Comes after president made Native American slur

Sen. Elizabeth Warren, D-Mass., attends the Senate Banking, Housing and Urban Affairs Committee confirmation hearing for Jerome Powell, nominee to be chairman of the Federal Reserve, in Hart Building on November 28, 2017. (Tom Williams/CQ Roll Call file photo)
Sen. Elizabeth Warren, D-Mass., attends the Senate Banking, Housing and Urban Affairs Committee confirmation hearing for Jerome Powell, nominee to be chairman of the Federal Reserve, in Hart Building on November 28, 2017. (Tom Williams/CQ Roll Call file photo)

Massachusetts Sen. Elizabeth Warren said President Donald Trump making a racial slur would not prevent her from criticizing his actions at the consumer agency that was her brainchild.

Trump was speaking at a Monday event honoring Native American code talkers from World War II when he referred to Warren as “Pocahontas.”

Trump has frequently referred to Warren by that name in relation to a question about her heritage that stemmed from her 2012 Senate campaign.

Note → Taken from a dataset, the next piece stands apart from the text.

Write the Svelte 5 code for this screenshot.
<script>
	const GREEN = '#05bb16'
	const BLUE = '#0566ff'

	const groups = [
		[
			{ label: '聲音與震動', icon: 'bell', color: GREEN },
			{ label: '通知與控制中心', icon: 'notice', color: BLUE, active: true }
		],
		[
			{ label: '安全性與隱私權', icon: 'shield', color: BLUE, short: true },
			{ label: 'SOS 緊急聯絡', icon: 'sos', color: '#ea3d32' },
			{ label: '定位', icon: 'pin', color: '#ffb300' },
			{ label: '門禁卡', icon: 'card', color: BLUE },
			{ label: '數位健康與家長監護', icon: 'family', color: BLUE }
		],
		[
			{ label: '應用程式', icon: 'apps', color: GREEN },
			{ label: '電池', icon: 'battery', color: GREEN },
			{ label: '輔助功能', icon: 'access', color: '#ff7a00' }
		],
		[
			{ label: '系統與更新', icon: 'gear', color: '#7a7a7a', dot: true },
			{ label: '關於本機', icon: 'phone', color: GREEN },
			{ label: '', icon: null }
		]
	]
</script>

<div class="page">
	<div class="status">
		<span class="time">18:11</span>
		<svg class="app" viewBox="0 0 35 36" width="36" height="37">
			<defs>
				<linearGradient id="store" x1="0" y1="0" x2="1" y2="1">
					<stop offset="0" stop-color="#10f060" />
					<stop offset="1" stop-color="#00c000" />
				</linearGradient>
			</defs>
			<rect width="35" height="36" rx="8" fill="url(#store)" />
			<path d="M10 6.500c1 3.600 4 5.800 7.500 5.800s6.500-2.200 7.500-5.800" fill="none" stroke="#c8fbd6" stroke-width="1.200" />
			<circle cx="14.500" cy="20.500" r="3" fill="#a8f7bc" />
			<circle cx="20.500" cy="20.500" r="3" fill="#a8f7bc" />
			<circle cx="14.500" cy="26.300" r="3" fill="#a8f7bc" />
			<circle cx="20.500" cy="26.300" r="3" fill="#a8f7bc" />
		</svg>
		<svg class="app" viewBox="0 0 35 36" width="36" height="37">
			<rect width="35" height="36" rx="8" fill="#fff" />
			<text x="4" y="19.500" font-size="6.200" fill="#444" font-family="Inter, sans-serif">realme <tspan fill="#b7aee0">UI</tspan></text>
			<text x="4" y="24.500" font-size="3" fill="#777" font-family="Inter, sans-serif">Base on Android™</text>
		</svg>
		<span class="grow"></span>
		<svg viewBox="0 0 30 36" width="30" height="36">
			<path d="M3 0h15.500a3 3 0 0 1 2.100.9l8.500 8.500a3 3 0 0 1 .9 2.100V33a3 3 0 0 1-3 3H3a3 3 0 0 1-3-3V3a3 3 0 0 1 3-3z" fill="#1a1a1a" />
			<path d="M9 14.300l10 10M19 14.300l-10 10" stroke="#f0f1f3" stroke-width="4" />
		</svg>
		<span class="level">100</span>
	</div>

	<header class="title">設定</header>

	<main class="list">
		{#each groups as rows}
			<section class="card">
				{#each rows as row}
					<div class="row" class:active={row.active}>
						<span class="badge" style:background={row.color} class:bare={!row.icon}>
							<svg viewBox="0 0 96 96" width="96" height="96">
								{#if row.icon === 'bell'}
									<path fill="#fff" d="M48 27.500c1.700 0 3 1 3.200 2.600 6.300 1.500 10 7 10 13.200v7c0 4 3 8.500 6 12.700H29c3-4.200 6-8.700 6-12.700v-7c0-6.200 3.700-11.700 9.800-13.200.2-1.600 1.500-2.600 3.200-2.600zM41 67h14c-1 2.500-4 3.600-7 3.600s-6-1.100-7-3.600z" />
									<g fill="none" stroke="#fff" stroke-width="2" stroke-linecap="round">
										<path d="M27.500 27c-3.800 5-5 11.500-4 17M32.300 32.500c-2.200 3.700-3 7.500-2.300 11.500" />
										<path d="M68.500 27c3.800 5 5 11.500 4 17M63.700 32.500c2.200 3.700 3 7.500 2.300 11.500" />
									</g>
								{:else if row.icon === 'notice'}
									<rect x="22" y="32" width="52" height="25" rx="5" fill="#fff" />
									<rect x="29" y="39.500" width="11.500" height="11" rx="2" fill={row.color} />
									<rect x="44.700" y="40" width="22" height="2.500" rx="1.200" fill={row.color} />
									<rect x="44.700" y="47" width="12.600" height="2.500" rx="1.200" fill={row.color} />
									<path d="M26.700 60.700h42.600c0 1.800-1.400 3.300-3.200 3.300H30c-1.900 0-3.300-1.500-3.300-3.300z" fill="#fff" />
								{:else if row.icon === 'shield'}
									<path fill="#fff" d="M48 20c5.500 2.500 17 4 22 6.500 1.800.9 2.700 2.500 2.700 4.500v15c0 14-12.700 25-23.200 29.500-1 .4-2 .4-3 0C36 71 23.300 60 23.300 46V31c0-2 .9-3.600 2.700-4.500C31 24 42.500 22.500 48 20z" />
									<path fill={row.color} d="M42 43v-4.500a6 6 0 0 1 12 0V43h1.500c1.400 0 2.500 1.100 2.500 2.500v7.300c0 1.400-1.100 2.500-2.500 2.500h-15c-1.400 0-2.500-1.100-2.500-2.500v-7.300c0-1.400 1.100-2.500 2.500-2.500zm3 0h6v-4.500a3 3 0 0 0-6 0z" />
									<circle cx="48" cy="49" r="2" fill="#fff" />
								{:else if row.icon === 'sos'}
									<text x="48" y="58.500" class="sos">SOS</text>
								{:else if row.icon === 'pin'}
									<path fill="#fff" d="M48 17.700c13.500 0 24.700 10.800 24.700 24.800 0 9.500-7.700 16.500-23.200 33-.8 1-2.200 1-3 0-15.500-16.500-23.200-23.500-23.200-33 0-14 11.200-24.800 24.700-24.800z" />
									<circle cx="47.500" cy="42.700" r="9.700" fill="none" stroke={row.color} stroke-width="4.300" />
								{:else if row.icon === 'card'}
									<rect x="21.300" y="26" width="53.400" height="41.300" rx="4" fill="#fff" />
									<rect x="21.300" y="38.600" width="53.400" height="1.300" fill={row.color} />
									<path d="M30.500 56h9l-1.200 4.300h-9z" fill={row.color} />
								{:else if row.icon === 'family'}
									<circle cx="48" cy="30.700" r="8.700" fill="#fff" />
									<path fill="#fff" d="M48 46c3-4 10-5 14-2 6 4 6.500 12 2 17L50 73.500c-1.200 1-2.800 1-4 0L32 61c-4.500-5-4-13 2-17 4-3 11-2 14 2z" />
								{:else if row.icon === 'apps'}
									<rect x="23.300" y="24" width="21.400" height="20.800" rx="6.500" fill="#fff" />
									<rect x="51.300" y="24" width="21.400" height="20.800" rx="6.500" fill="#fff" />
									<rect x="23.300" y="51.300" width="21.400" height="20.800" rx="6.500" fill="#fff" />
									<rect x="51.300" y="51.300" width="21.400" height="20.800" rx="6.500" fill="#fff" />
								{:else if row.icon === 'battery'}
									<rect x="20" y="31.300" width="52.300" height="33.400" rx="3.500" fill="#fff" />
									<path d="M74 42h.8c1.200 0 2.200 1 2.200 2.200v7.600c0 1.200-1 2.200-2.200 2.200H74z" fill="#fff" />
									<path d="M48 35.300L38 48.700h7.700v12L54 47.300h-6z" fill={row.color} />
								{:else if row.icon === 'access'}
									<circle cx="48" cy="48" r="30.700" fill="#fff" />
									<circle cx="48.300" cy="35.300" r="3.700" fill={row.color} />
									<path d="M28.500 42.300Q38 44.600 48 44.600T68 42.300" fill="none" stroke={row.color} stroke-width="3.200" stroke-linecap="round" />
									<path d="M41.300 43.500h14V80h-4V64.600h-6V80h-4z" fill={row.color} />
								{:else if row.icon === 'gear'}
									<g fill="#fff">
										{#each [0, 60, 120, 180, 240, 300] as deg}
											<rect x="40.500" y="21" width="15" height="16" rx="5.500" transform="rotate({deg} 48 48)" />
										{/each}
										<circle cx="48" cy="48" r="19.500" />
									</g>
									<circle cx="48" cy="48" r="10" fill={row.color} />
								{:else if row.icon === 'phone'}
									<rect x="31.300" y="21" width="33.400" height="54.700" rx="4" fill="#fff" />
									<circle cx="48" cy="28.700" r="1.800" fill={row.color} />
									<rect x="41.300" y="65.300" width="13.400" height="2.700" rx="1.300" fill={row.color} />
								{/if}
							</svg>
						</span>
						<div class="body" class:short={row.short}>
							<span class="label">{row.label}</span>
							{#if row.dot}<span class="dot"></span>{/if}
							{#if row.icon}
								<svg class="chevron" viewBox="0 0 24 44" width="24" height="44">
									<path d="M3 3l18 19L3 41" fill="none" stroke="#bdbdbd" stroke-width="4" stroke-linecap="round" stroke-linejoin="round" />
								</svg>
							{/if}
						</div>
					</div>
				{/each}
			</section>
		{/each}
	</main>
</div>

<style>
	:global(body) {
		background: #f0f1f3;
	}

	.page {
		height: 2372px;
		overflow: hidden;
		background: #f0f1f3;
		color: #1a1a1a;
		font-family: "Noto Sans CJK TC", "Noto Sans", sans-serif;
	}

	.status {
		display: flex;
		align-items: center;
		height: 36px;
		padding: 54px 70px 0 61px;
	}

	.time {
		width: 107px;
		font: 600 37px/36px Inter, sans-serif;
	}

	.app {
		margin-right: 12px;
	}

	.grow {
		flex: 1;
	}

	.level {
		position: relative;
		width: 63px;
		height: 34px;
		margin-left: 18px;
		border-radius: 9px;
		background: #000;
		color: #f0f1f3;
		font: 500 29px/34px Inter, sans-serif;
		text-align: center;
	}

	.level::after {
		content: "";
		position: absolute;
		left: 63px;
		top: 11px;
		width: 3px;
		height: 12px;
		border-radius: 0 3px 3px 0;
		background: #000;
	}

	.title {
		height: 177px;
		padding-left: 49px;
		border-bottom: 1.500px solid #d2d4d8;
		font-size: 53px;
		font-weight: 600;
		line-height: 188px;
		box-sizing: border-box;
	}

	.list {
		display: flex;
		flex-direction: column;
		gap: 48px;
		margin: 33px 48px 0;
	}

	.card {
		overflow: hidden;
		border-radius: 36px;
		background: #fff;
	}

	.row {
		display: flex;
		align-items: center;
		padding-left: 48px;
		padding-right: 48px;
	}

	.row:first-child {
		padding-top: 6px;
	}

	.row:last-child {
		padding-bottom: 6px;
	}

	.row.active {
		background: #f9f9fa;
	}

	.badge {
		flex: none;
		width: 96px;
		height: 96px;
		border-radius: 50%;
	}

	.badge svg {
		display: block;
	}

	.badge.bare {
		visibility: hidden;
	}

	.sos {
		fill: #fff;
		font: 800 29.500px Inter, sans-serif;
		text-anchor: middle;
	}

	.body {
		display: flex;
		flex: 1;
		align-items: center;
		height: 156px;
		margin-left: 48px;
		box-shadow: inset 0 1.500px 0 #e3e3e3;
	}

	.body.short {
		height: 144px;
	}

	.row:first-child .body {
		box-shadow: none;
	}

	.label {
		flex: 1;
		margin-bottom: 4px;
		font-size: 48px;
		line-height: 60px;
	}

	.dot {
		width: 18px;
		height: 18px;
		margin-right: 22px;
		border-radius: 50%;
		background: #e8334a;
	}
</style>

Speaking at a rally in front of the Consumer Financial Protection Bureau to criticize Trump’s appointment of Mick Mulvaney to act as interim director of the bureau, Warren called out his remarks.

“He had to throw in a racial slur,” Warren said.

The Massachusetts Democrat who has become a favorite of the liberal wing of the party said maybe the president made the remarks to “shut me up.”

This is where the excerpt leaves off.